Another blow to the Khodabandeh-Singleton duo came when Baroness Emma Nicholson who had registered the original session in her name failed to turn up at the conference, leaving the pair empty-handed in claiming political legitimacy.

Further political embarrassment for the conference organisers came when Lord Corbett of Castle Vale, Chair of the Labour Peers in the House of Lords and the Chair of the Parliamentary Committee on Iran Freedom, issued a statement denouncing the motives of the conference. “It is incredible that those using terror at home, sponsoring and inciting it abroad should think anyone sensible in London wants to listen to them”, the statement said.

“Their wild allegations about the [MeK”> show the success of the Iranian Resistance in exposing the mullahs’ nuclear deception, their aid to those killing British troops in Iraq and their escalating abuse of human right”, it added.

Nowrouzi warned of an increasing use of British soil by MOIS entering from European countries such as Holland.

One of the speakers at the conference was Karim Haqi, who has had a history of involvement with the MOIS in Holland. In February 2002, Dutch security services warned Haqi over his links to the MOIS and for being on the payroll of the Iranian secret services involved in a disinformation campaign against the MeK.

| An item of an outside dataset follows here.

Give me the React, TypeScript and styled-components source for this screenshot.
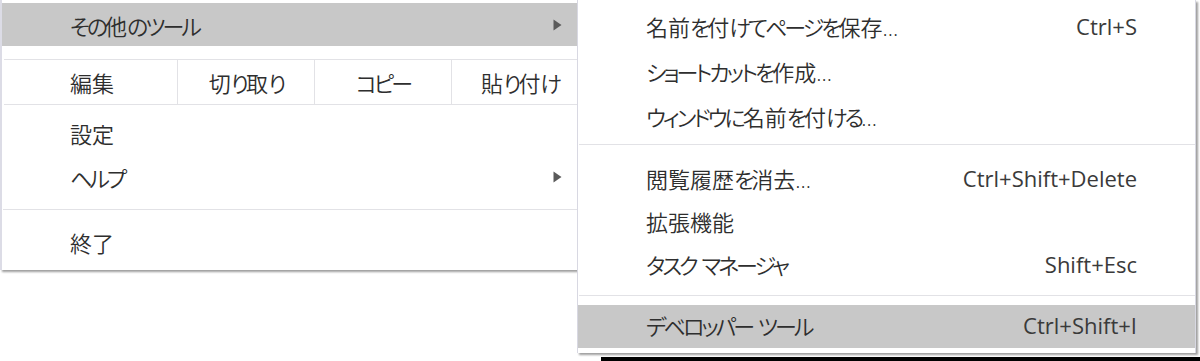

Nowrouzi claimed their existed “irrefutable evidence” that Haqi had travelled frequently to Asian countries to meet with MOIS handlers and receive money and instructions for his operations in Europe.

Another MOIS agent at the conference was French-born Alain Chevalérias, according to Nowrouzi.

According to Iranian exiles, Chevalérias travelled to Tehran on several occasions at the expense of an MOIS front organisation called House of Labour.

House of Labour was set up and is operated by Ali Rabei, the former secretary of Iran’s Supreme National Security Council and a former MOIS deputy director.

Nowrouzi said that British security agencies had an obligation to prevent the MOIS from infiltrating British soil, cautioning that Tehran usually preceded the assassination of Iranian exiles in Europe with activities by its undercover operatives.